Sobre as personagens dessa família, para quem manuseia o livro pela primeira vez, há um certo incômodo sobre como a fala das mulheres é suprimida por travessões vazios. Na primeira vez, fica a impressão de um erro de edição, como se o terno customizado na alfaiataria editorial de Luiz Maurício deixasse passar um risco de giz. Mas, quando me deparei nas páginas seguintes com travessões vazios seguidos de outros, entendi que o autor estava passando uma mensagem.

Fui me lembrar, então, do nosso encontro em novembro, quando ele contou uma história do funcionário da gráfica que ligou preocupado para ele quando recebeu a primeira edição e disse que havia um erro no livro. Ao que Luiz Maurício disse que era proposital e passou a falar sobre a teoria de representação do apagamento das mulheres pela linguagem, quando, ao final daquela breve e inesperada palestra, o gráfico respondeu: "Tá bem, então vai errado assim mesmo?".

Os esforços quixotescos de Luiz Maurício que se trombaram com os moinhos do gráfico não deixaram de nos levar à reflexão pela publicação dessa obra. Na maioria das vezes, as falas das personagens mulheres aparecem somente quando falam entre si, sem a presença masculina. Com um homem no ambiente, o que elas dizem é interpretado por intermédio do personagem.

Como uma iniciativa pioneira, o livro pode despertar inspirações que nos tiram do lugar-comum, mas, no caso daquela família gaúcha, na qual a voz das mulheres foi abafada por gerações, é somente entre elas que suas linhas narrativas alcançam maior liberdade e desafiam a história oficial de louros aos personagens masculinos, em especial ao patriarca da família.

É uma provocação interessante: uma história oficial familiar desmanchada pela conversa franca entre duas mulheres em um ambiente reservado.
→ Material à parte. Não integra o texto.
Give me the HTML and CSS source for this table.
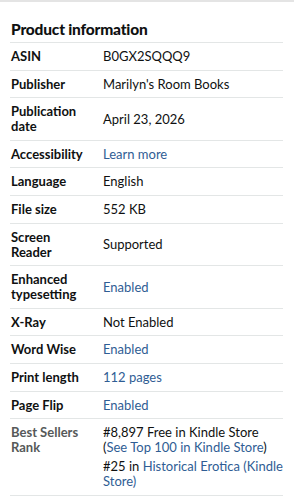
FILE: index.html
```html
<!DOCTYPE html>
<html lang="en">
<head>
<meta charset="utf-8">
<link rel="stylesheet" href="styles.css">
</head>
<body>
<div class="topline"></div>
<section class="info">
  <h2 class="title">Product information</h2>
  <div class="row"><div class="label">ASIN</div><div class="value">B0GX2SQQQ9</div></div>
  <div class="row"><div class="label">Publisher</div><div class="value">Marilyn's Room Books</div></div>
  <div class="row"><div class="label">Publication date</div><div class="value">April 23, 2026</div></div>
  <div class="row"><div class="label">Accessibility</div><div class="value"><a class="link" href="#">Learn more</a></div></div>
  <div class="row"><div class="label">Language</div><div class="value">English</div></div>
  <div class="row"><div class="label">File size</div><div class="value">552 KB</div></div>
  <div class="row"><div class="label">Screen Reader</div><div class="value">Supported</div></div>
  <div class="row"><div class="label">Enhanced typesetting</div><div class="value"><a class="link" href="#">Enabled</a></div></div>
  <div class="row"><div class="label">X-Ray</div><div class="value">Not Enabled</div></div>
  <div class="row"><div class="label">Word Wise</div><div class="value"><a class="link" href="#">Enabled</a></div></div>
  <div class="row"><div class="label">Print length</div><div class="value"><a class="link" href="#">112 pages</a></div></div>
  <div class="row"><div class="label">Page Flip</div><div class="value"><a class="link" href="#">Enabled</a></div></div>
  <div class="row">
    <div class="label muted">Best Sellers Rank</div>
    <div class="value">
      <div class="rank">#8,897 Free in Kindle Store (<a class="link" href="#">See Top 100 in Kindle Store</a>)</div>
      <div class="rank">#25 in <a class="link" href="#">Historical Erotica (Kindle Store)</a></div>
    </div>
  </div>
</section>
</body>
</html>
```
FILE: styles.css
```css
html, body {
  margin: 0;
  padding: 0;
  background: #ffffff;
}
body {
  font-family: Lato, "Liberation Sans", sans-serif;
  color: #0f1111;
  font-size: 13px;
}
.topline {
  height: 2px;
  background: #e4e4e4;
}
.info {
  padding: 0 11px 0 10px;
}
.title {
  margin: 0;
  padding: 17px 0 3px 1px;
  font-size: 15.5px;
  line-height: 20px;
  font-weight: 900;
  letter-spacing: -0.2px;
  border-bottom: 1px solid #e3e6e6;
}
.row {
  display: grid;
  grid-template-columns: 92px 1fr;
  padding: 6px 0 5.6px 1px;
  line-height: 15px;
  border-bottom: 1px solid #e3e6e6;
  align-items: center;
}
.label {
  font-weight: 700;
  max-width: 70px;
}
.label.muted {
  color: #565959;
  align-self: start;
}
.value {
  color: #0f1111;
}
.link {
  color: #2f5d94;
  text-decoration: none;
}
.rank + .rank {
  margin-top: 4px;
}
```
Da mesma forma que podemos ver uma denúncia à opressão que silencia as mulheres, quando as mulheres falam, a sabotagem às iniciativas de autoglorificação presentes em dinâmicas de poder que desprezam o feminino é celebrada.

Ao ousar na forma, Luiz Maurício expõe uma dinâmica comum nas relações atravessadas pelo patriarcado e nos presenteia com um belo livro.